We obtained the daily skin temperature and the first four flux terms on the right-hand side of (1) from the European Centre for Medium-Range Weather Forecast ERA5 reanalysis dataset37. For each flux term, we summed 24-hourly accumulation data to obtain the daily data. All data have 1.25° by 1.25° horizontal resolution and the temporal range of 1979–2021. Positive values indicate a downward flux.

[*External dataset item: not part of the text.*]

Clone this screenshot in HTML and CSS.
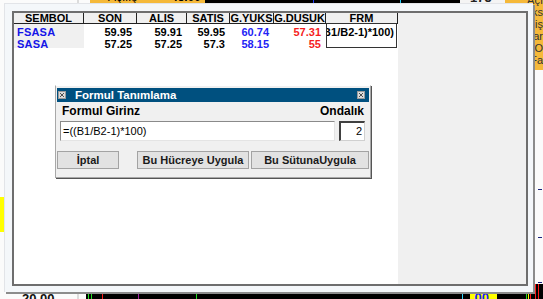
FILE: index.html
```html
<!DOCTYPE html>
<html lang="tr">

<head>
    <meta charset="UTF-8">
    <meta name="viewport" content="width=device-width, initial-scale=1.0">
    <title>Formul Tanımlama</title>
    <link rel="stylesheet" href="styles.css">
</head>

<body>
    <div class="desk">
        <!-- the trading screen behind the window -->
        <div class="bg-line"></div>
        <div class="bg-price top-price">44.10</div>
        <div class="bg-orange"><span class="bg-label">Açılış</span><span class="bg-val">45.00</span></div>
        <div class="bg-black"><i class="tick blue"></i><i class="tick cyan"></i></div>
        <div class="bg-light">175</div>
        <div class="bg-side">
            <span>Açı</span><span>ks</span><span>iş</span><span>ar</span><span>O</span><span>Fa</span>
        </div>
        <div class="bg-mark m1"></div>
        <div class="bg-mark m2"></div>
        <div class="bg-mark m3"></div>
        <div class="bg-yellow"></div>
        <div class="bg-price bottom-price">20.00</div>
        <div class="bg-chart">
            <i class="bar g" style="left: 2px"></i>
            <i class="bar g" style="left: 5px"></i>
            <i class="bar r" style="left: 16px"></i>
            <i class="bar p" style="left: 52px"></i>
            <i class="bar g" style="left: 110px"></i>
            <i class="bar c" style="left: 376px"></i>
            <div class="chart-box">00.</div>
            <i class="bar g" style="left: 440px"></i>
            <i class="bar y" style="left: 442px"></i>
            <i class="bar r" style="left: 444px"></i>
            <i class="bar r" style="left: 449px"></i>
            <i class="bar r" style="left: 452px"></i>
        </div>

        <!-- formula window -->
        <div class="window">
            <div class="panel">
                <div class="grid">
                    <div class="head">
                        <div class="hc w-sym">SEMBOL</div>
                        <div class="hc w-son">SON</div>
                        <div class="hc w-alis">ALIS</div>
                        <div class="hc w-satis">SATIS</div>
                        <div class="hc w-yuks">G.YUKS</div>
                        <div class="hc w-dusuk">G.DUSUK</div>
                        <div class="hc w-frm">FRM</div>
                    </div>
                    <div class="row">
                        <div class="sym w-sym">FSASA</div>
                        <div class="num w-son">59.95</div>
                        <div class="num w-alis">59.91</div>
                        <div class="num w-satis">59.95</div>
                        <div class="num w-yuks up">60.74</div>
                        <div class="num w-dusuk down">57.31</div>
                        <div class="num w-frm"></div>
                    </div>
                    <div class="row">
                        <div class="sym w-sym">SASA</div>
                        <div class="num w-son">57.25</div>
                        <div class="num w-alis">57.25</div>
                        <div class="num w-satis">57.3</div>
                        <div class="num w-yuks up">58.15</div>
                        <div class="num w-dusuk down">55</div>
                        <div class="num w-frm"></div>
                    </div>
                    <!-- cell being edited -->
                    <div class="editor"><span>=((B1/B2-1)*100)</span></div>
                </div>
                <div class="side"></div>
            </div>
        </div>

        <!-- dialog -->
        <div class="dialog">
            <div class="title">
                <svg class="tbox" width="8" height="8" viewBox="0 0 8 8">
                    <rect x="0.5" y="0.5" width="7" height="7" fill="#dcdcdc" stroke="#9a9a9a" />
                    <path d="M2 2 L6 6 M6 2 L2 6" stroke="#505050" stroke-width="1" />
                </svg>
                <span class="title-text">Formul Tanımlama</span>
                <svg class="tbox close" width="8" height="8" viewBox="0 0 8 8">
                    <rect x="0.5" y="0.5" width="7" height="7" fill="#dcdcdc" stroke="#9a9a9a" />
                    <path d="M2 2 L6 6 M6 2 L2 6" stroke="#505050" stroke-width="1" />
                </svg>
            </div>
            <div class="labels">
                <span>Formul Girinz</span>
                <span>Ondalık</span>
            </div>
            <div class="inputs">
                <div class="field formula">=((B1/B2-1)*100)</div>
                <div class="field digits">2</div>
            </div>
            <div class="buttons">
                <button class="btn b-cancel">İptal</button>
                <button class="btn b-cell">Bu Hücreye Uygula</button>
                <button class="btn b-col">Bu SütunaUygula</button>
            </div>
        </div>
    </div>
</body>

</html>
```

FILE: styles.css
```css
body {
    margin: 0;
    font-family: "Liberation Sans", Arial, sans-serif;
    font-size: 11px;
    font-weight: bold;
}

.desk {
    position: relative;
    width: 543px;
    height: 299px;
    overflow: hidden;
    background-color: #fbfbfb;
}

/* background app pieces */
.bg-line {
    position: absolute;
    left: 77px;
    top: 0;
    width: 2px;
    height: 299px;
    background-color: #dcdcdc;
}

.bg-price {
    position: absolute;
    font-size: 13px;
    color: #111;
    line-height: 14px;
}

.top-price {
    left: 25px;
    top: -11px;
}

.bottom-price {
    left: 22px;
    top: 292px;
}

.bg-orange {
    position: absolute;
    left: 90px;
    top: 0;
    width: 115px;
    height: 4px;
    background-color: #f5b93a;
    overflow: hidden;
}

.bg-label {
    position: absolute;
    left: 18px;
    top: -10px;
    font-weight: normal;
    font-size: 12px;
}

.bg-val {
    position: absolute;
    right: 4px;
    top: -10px;
    font-size: 12px;
}

.bg-black {
    position: absolute;
    left: 205px;
    top: 0;
    width: 255px;
    height: 4px;
    background-color: #000;
}

.tick {
    position: absolute;
    top: 0;
    width: 1px;
    height: 4px;
}

.tick.blue {
    left: 108px;
    background-color: #2040ff;
}

.tick.cyan {
    left: 195px;
    background-color: #20d0ff;
}

.bg-light {
    position: absolute;
    left: 460px;
    top: -10px;
    width: 45px;
    height: 14px;
    padding-left: 10px;
    box-sizing: border-box;
    font-size: 13px;
    color: #222;
    background-color: #f4f4f4;
}

.bg-side {
    position: absolute;
    left: 505px;
    top: -6px;
    width: 38px;
    height: 76px;
    background-color: #f5b93a;
    display: flex;
    flex-direction: column;
    align-items: flex-end;
    font-weight: normal;
    font-size: 11px;
    line-height: 12px;
    color: #333;
    overflow: hidden;
}

.bg-mark {
    position: absolute;
    left: 538px;
    width: 4px;
    height: 1px;
    background-color: #1a237e;
}

.m1 { top: 189px; }
.m2 { top: 237px; }
.m3 { top: 282px; }

.bg-yellow {
    position: absolute;
    left: 0;
    top: 197px;
    width: 4px;
    height: 35px;
    background-color: #ffff00;
}

.bg-chart {
    position: absolute;
    left: 86px;
    top: 284px;
    width: 457px;
    height: 15px;
    background-color: #000;
}

.bar {
    position: absolute;
    bottom: 0;
    width: 1px;
    height: 15px;
}

.bar.g { background-color: #22dd22; }
.bar.r { background-color: #ff1a1a; }
.bar.p { background-color: #a020a0; }
.bar.c { background-color: #30d8ff; }
.bar.y { background-color: #ffee00; }

.chart-box {
    position: absolute;
    left: 384px;
    top: 0;
    width: 27px;
    height: 15px;
    background-color: #ffff00;
    color: #1a1aff;
    font-size: 13px;
    line-height: 15px;
    padding-top: 6px;
    box-sizing: border-box;
    text-align: center;
    overflow: hidden;
}

/* window */
.window {
    position: absolute;
    left: 4px;
    top: 3px;
    width: 529px;
    height: 289px;
    box-sizing: border-box;
    padding: 7px 5px 6px 7px;
    background-color: #f4f7fa;
    border-left: 1px solid #e2e4e8;
    border-top: 1px solid #e2e4e8;
    box-shadow: 2px 2px 0 #8c8c8c;
    display: flex;
}

.panel {
    flex: 1;
    display: flex;
    border: 2px solid #6e6e6e;
}

.grid {
    position: relative;
    width: 384px;
    background-color: #fff;
}

.side {
    flex: 1;
    background-color: #f0f0f0;
}

.head {
    display: flex;
    height: 10px;
    line-height: 11px;
    background-color: #f0f0f0;
    border-bottom: 1px solid #222;
}

.hc {
    box-sizing: border-box;
    text-align: center;
    color: #000;
    border-right: 1px solid #222;
}

.w-sym { width: 70px; }
.w-son { width: 53px; }
.w-alis { width: 50px; }
.w-satis { width: 43px; }
.w-yuks { width: 44px; }
.w-dusuk { width: 52px; }
.w-frm { width: 72px; }

.row {
    display: flex;
    height: 12px;
    line-height: 16px;
}

.sym {
    box-sizing: border-box;
    padding-left: 3px;
    color: #1515e8;
    background-color: #f0f0f0;
    letter-spacing: 0.2px;
}

.num {
    box-sizing: border-box;
    text-align: right;
    padding-right: 5px;
    color: #000;
}

.num.up { color: #2323f5; }
.num.down { color: #f51d1d; }

.editor {
    position: absolute;
    left: 312px;
    top: 10px;
    width: 71px;
    height: 25px;
    box-sizing: border-box;
    border: 1px solid #333;
    background-color: #fff;
    display: flex;
    justify-content: flex-end;
    overflow: hidden;
    padding-right: 2px;
    line-height: 16px;
    white-space: nowrap;
    color: #000;
}

/* dialog */
.dialog {
    position: absolute;
    left: 55px;
    top: 85px;
    width: 316px;
    box-sizing: border-box;
    padding: 2px 1px 8px 1px;
    background-color: #f0f0f0;
    border: 1px solid #a8a8a8;
    border-top-color: #fff;
    box-shadow: 1px 1px 0 #555;
}

.title {
    height: 14px;
    background-color: #00507f;
    display: flex;
    align-items: center;
    padding: 0 4px 0 1px;
    color: #fff;
}

.title-text {
    margin-left: 9px;
    flex: 1;
    font-size: 11.5px;
    line-height: 14px;
}

.labels {
    display: flex;
    justify-content: space-between;
    margin-top: 3px;
    padding: 0 5px;
    height: 13px;
    line-height: 13px;
    font-size: 12px;
    color: #000;
}

.inputs {
    display: flex;
    gap: 4px;
    margin-top: 3px;
    padding: 0 4px 0 3px;
}

.field {
    height: 20px;
    box-sizing: border-box;
    background-color: #fff;
    border: 1px solid;
    border-color: #8a8a8a #e4e4e4 #e4e4e4 #8a8a8a;
    font-weight: normal;
    line-height: 18px;
    color: #000;
}

.formula {
    flex: 1;
    padding-left: 2px;
}

.digits {
    width: 26px;
    text-align: right;
    padding-right: 2px;
    border-color: #404040 #d0d0d0 #d0d0d0 #404040;
    border-width: 2px 1px 1px 2px;
    line-height: 17px;
}

.buttons {
    display: flex;
    margin-top: 10px;
}

.btn {
    height: 18px;
    padding: 0;
    font-family: "Liberation Sans", Arial, sans-serif;
    font-size: 11px;
    font-weight: bold;
    color: #1a1a1a;
    background-color: #e2e2e2;
    border: 1px solid #a3a3a3;
    border-radius: 0;
}

.b-cancel { width: 62px; }
.b-cell { width: 112px; margin-left: 18px; }
.b-col { width: 118px; margin-left: 2px; }
```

We estimate the contribution to the zonal mean removed \({T}_{s}\) trend by each surface flux term with the following expression:

$${\Delta {\hat{T}}_{s}}^{* }\cong \mathop{\sum }\limits_{i}\frac{\partial {T}_{s}^{* }}{\partial {F}_{i}^{* }}\Delta {{F}_{i}}^{* }$$
(2)

where \(\Delta\) indicates the linear trend and \({F}_{i}^{* }\) indicates the four different fluxes from the right-hand side of Eq. (1)16,38. This equation indicates that the estimated zonal mean removed skin temperature trend (\({\Delta {\hat{T}}_{s}}^{* }\)) at each grid point can be obtained from the product of two quantities, the change of skin temperature with respect to the change in the flux on the intraseasonal timescale (\(\frac{\partial {T}_{s}^{* }}{\partial {F}_{i}^{* }}\)) and the linear trend of the flux term (\(\Delta {{F}_{i}}^{* }\)). We obtained the former term, \(\frac{\partial {T}_{s}^{* }}{\partial {F}_{i}^{* }}\), by computing the regression coefficient between the two variables, using the detrended daily JJA data. We detrended the daily data by removing the interannual variability (each year’s JJA mean). This procedure results in each year’s JJA mean value being equal to zero, thereby removing the long-term trend1. Therefore, the quantity \(\frac{\partial {T}_{s}^{* }}{\partial {F}_{i}^{* }}\) only retains the intraseasonal timescale relationship between skin temperature and the flux term, where “intraseasonal” refers to all variations that have a timescale of less than one season, (including, but is not limited to, synoptic scale eddies). The quantity, \(\Delta {{F}_{i}}^{* }\), represents the interdecadal change in the flux obtained by computing the linear trend of the JJA seasonal mean flux for the period of 1979–2021. The significance levels of the trend values were computed with the Mann–Kendall test39. This procedure was applied to all grid points in the Northern Hemisphere (NH).